Maintaining a strong balance sheet and ample liquidity are key components of our
business strategy. For 2021, we will continue our focus on preserving financial
flexibility and ample liquidity as we manage the risks facing our industry. Our
2021 capital budget is reflective of commodity prices and has been established
based on an expectation of available cash flows, with any cash flow deficiencies
expected to be funded by borrowings under our revolving credit facility. As we
have done historically to preserve or enhance liquidity, we may adjust our
capital program throughout the year, divest assets, or enter into strategic
joint ventures. We are actively in discussions with financial partners for
funding to develop our asset base and, if required, pay down our revolving
credit facility should our borrowing base become limited due to the
deterioration of commodity prices.
The Company maintains a Credit Agreement with a maturity date of February 15,
2023, providing for a credit facility totaling $300 million, with a borrowing
base of $40 million. At September 30, 2021, the Company had $31.5 million in
outstanding borrowings and $8.5 million in availability under this facility. The
bank reviews the borrowing base semi-annually and, at their discretion, may
decrease or propose an increase to the borrowing base relative to a
re-determined
estimate of proved oil and gas reserves. The current borrowing base review is in
progress and expected to be set at $50 million. Our oil and gas properties are
pledged as collateral for the line of credit and we are subject to certain
financial and operational covenants defined in the agreement. We are currently
in compliance with these covenants and expect to be in compliance over the next
twelve months. If we do not comply with these covenants on a continuing basis,
the lenders have the right to refuse to advance additional funds under the
facility and/or declare all principal and interest immediately due and payable.
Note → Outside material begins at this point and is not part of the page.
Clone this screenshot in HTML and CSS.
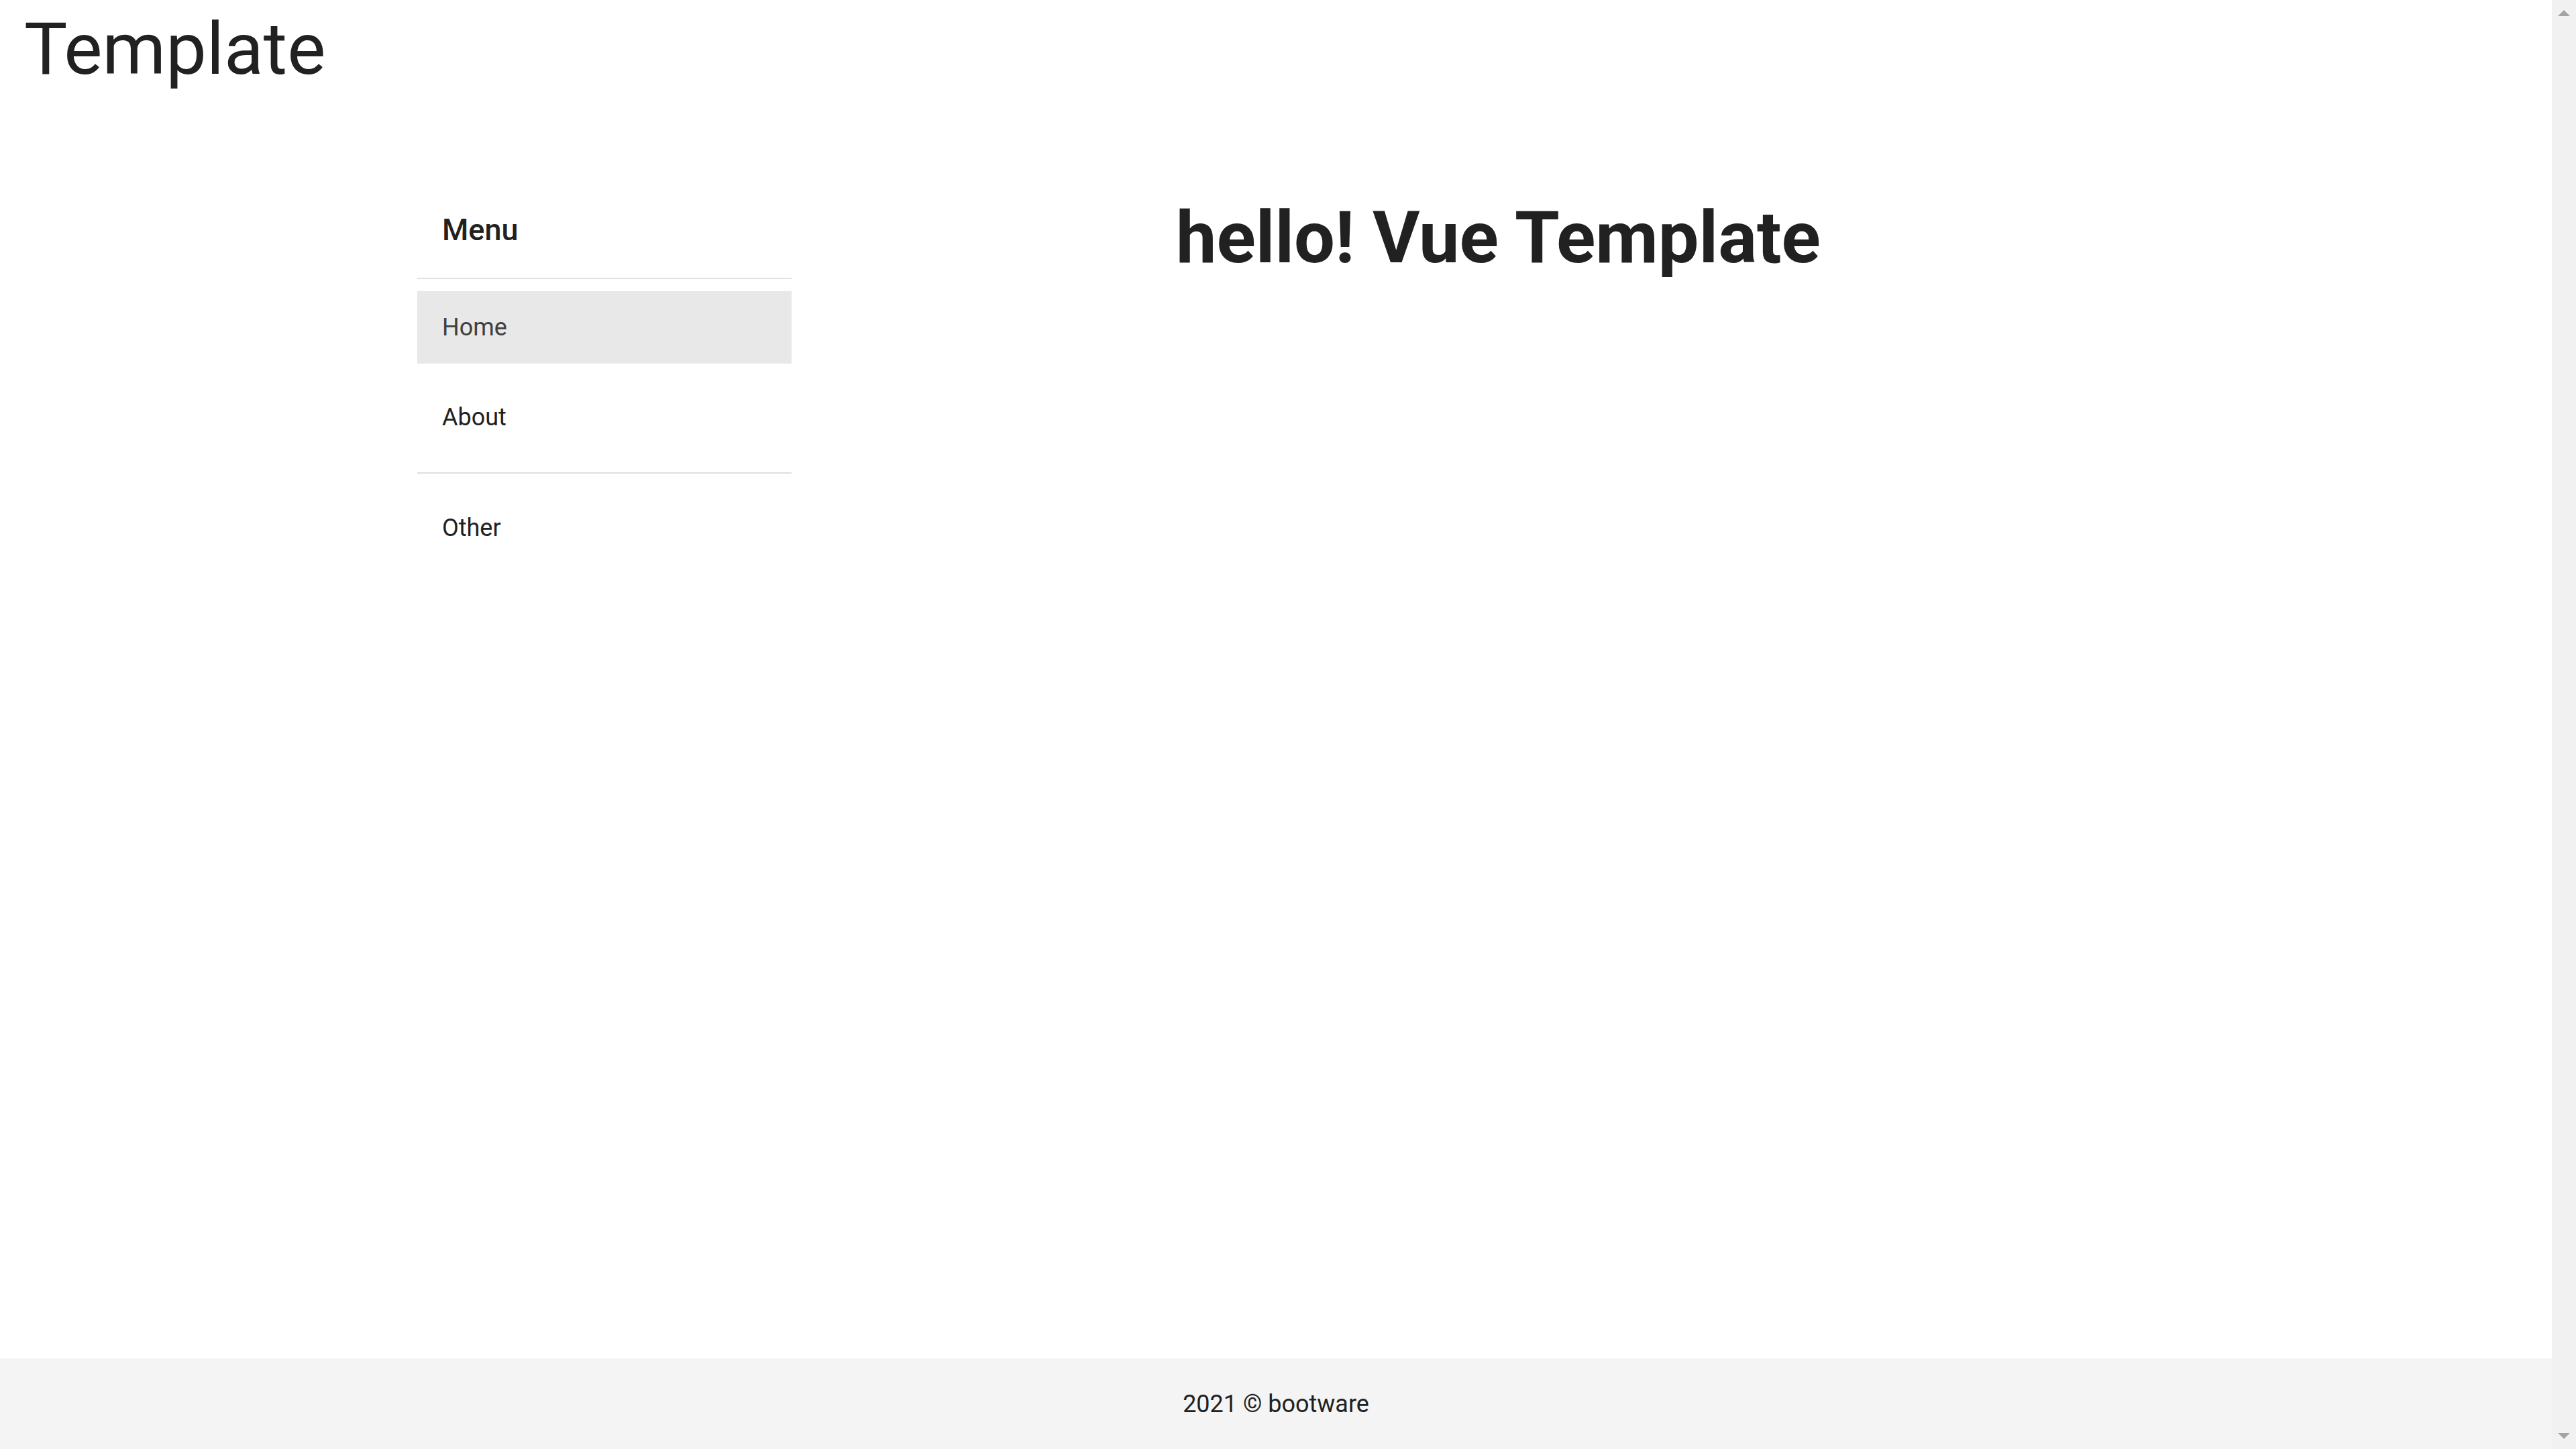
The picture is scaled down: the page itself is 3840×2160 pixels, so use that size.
FILE: index.html
```html
<!DOCTYPE html>
<html lang="en">
<head>
<meta charset="utf-8">
<title>Template</title>
<link rel="stylesheet" href="styles.css">
</head>
<body>
<div class="app">
  <header class="topbar">
    <h1 class="brand">Template</h1>
  </header>
  <div class="content">
    <aside class="sidebar">
      <div class="menu-title">Menu</div>
      <hr class="divider">
      <ul class="menu-list first">
        <li class="menu-item active">Home</li>
        <li class="menu-item">About</li>
      </ul>
      <hr class="divider">
      <ul class="menu-list second">
        <li class="menu-item">Other</li>
      </ul>
    </aside>
    <main class="main">
      <h2 class="hello">hello! Vue Template</h2>
    </main>
  </div>
  <footer class="footer">2021 © bootware</footer>
</div>
<div class="scrollbar">
  <span class="arrow up"></span>
  <span class="arrow down"></span>
</div>
</body>
</html>
```

FILE: styles.css
```css
html, body {
  margin: 0;
  padding: 0;
  height: 100%;
  overflow: hidden;
  background: #ffffff;
}

body {
  font-family: Roboto, "Liberation Sans", sans-serif;
  color: #212121;
}

.app {
  width: calc(100% - 36px);
  height: 100vh;
  display: flex;
  flex-direction: column;
}

.topbar {
  padding: 13px 0 0 36px;
}

.brand {
  margin: 0;
  font-size: 108px;
  font-weight: 400;
  line-height: 120px;
  color: #212121;
}

.content {
  flex: 1;
  display: flex;
  padding-top: 161px;
  padding-left: 622px;
}

.sidebar {
  flex: 0 0 558px;
  display: flex;
  flex-direction: column;
}

.menu-title {
  padding: 17px 0 39px 37px;
  font-size: 45px;
  font-weight: 500;
  line-height: 64px;
  color: #212121;
}

.divider {
  margin: 0;
  border: 0;
  height: 2px;
  background: #e0e0e0;
}

.menu-list {
  list-style: none;
  margin: 0;
  display: flex;
  flex-direction: column;
  gap: 26px;
}

.menu-list.first {
  padding: 18px 0 28px 0;
}

.menu-list.second {
  padding: 27px 0 0 0;
}

.menu-item {
  height: 108px;
  display: flex;
  align-items: center;
  padding-left: 37px;
  font-size: 36px;
  font-weight: 400;
  color: #212121;
}

.menu-item.active {
  background: #e8e8e8;
  color: #404040;
}

.main {
  flex: 1;
  padding-left: 573px;
}

.hello {
  margin: 0;
  font-size: 108px;
  font-weight: 700;
  line-height: 120px;
  color: #212121;
  white-space: nowrap;
}

.footer {
  flex: 0 0 135px;
  background: #f4f4f4;
  display: flex;
  align-items: center;
  justify-content: center;
  font-size: 36px;
  color: #212121;
}

.scrollbar {
  position: fixed;
  top: 0;
  right: 0;
  width: 36px;
  height: 100%;
  background: #f1f1f1;
}

.arrow {
  position: absolute;
  left: 9px;
  width: 0;
  height: 0;
  border-left: 9px solid transparent;
  border-right: 9px solid transparent;
}

.arrow.up {
  top: 15px;
  border-bottom: 9px solid #a3a3a3;
}

.arrow.down {
  bottom: 15px;
  border-top: 9px solid #a3a3a3;
}
```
Our borrowing base may decrease as a result of lower natural gas or oil prices,
operating difficulties, declines in reserves, lending requirements or
regulations, the issuance of new indebtedness or for other reasons set forth in
our revolving credit agreement. In the event of a decrease in our borrowing base
due to declines in commodity prices or otherwise, our ability to borrow under
our revolving credit facility may be limited and we could be required to repay
any indebtedness in excess of the
re-determined
borrowing base.
Our credit agreement requires us to hedge a portion of our production as
forecasted for the PDP reserves included in our borrowing base review
engineering reports. Accordingly, as of September 30, 2021, the Company has in
place the following swap and put agreements for oil and natural gas.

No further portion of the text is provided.